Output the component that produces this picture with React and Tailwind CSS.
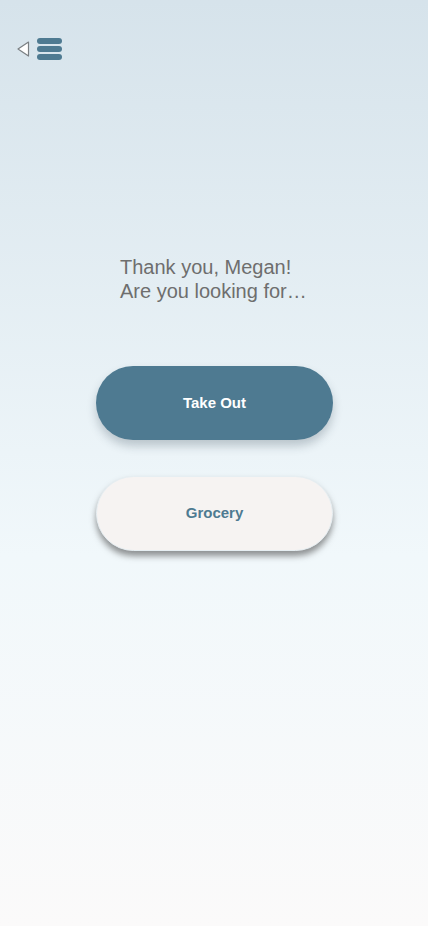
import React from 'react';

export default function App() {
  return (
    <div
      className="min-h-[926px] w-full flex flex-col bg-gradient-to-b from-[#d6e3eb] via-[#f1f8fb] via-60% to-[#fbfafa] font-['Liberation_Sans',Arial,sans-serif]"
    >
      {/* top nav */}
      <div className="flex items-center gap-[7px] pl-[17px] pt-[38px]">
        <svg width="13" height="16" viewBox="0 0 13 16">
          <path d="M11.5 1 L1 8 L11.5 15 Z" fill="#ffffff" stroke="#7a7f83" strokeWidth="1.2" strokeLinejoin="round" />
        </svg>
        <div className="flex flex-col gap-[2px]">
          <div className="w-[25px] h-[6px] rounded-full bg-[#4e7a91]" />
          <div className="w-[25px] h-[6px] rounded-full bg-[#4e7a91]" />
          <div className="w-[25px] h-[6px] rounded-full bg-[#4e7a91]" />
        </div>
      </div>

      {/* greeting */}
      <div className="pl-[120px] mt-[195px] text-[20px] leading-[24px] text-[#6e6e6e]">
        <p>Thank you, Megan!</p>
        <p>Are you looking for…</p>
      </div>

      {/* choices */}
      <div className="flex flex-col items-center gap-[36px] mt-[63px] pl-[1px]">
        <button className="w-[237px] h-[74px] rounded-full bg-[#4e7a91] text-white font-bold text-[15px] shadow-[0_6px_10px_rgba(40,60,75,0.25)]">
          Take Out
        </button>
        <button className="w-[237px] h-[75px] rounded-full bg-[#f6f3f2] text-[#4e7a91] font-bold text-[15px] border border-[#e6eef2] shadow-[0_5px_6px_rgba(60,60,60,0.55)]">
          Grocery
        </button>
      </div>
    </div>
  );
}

## REQUEST:
Make an exact copy of the whole listing, but don't bring over any pictures.

## TASK ANSWER:
Output the component that produces this picture with React and Tailwind CSS.
import React from 'react';

export default function App() {
  return (
    <div
      className="min-h-[926px] w-full flex flex-col bg-gradient-to-b from-[#d6e3eb] via-[#f1f8fb] via-60% to-[#fbfafa] font-['Liberation_Sans',Arial,sans-serif]"
    >
      {/* top nav */}
      <div className="flex items-center gap-[7px] pl-[17px] pt-[38px]">
        <svg width="13" height="16" viewBox="0 0 13 16">
          <path d="M11.5 1 L1 8 L11.5 15 Z" fill="#ffffff" stroke="#7a7f83" strokeWidth="1.2" strokeLinejoin="round" />
        </svg>
        <div className="flex flex-col gap-[2px]">
          <div className="w-[25px] h-[6px] rounded-full bg-[#4e7a91]" />
          <div className="w-[25px] h-[6px] rounded-full bg-[#4e7a91]" />
          <div className="w-[25px] h-[6px] rounded-full bg-[#4e7a91]" />
        </div>
      </div>

      {/* greeting */}
      <div className="pl-[120px] mt-[195px] text-[20px] leading-[24px] text-[#6e6e6e]">
        <p>Thank you, Megan!</p>
        <p>Are you looking for…</p>
      </div>

      {/* choices */}
      <div className="flex flex-col items-center gap-[36px] mt-[63px] pl-[1px]">
        <button className="w-[237px] h-[74px] rounded-full bg-[#4e7a91] text-white font-bold text-[15px] shadow-[0_6px_10px_rgba(40,60,75,0.25)]">
          Take Out
        </button>
        <button className="w-[237px] h-[75px] rounded-full bg-[#f6f3f2] text-[#4e7a91] font-bold text-[15px] border border-[#e6eef2] shadow-[0_5px_6px_rgba(60,60,60,0.55)]">
          Grocery
        </button>
      </div>
    </div>
  );
}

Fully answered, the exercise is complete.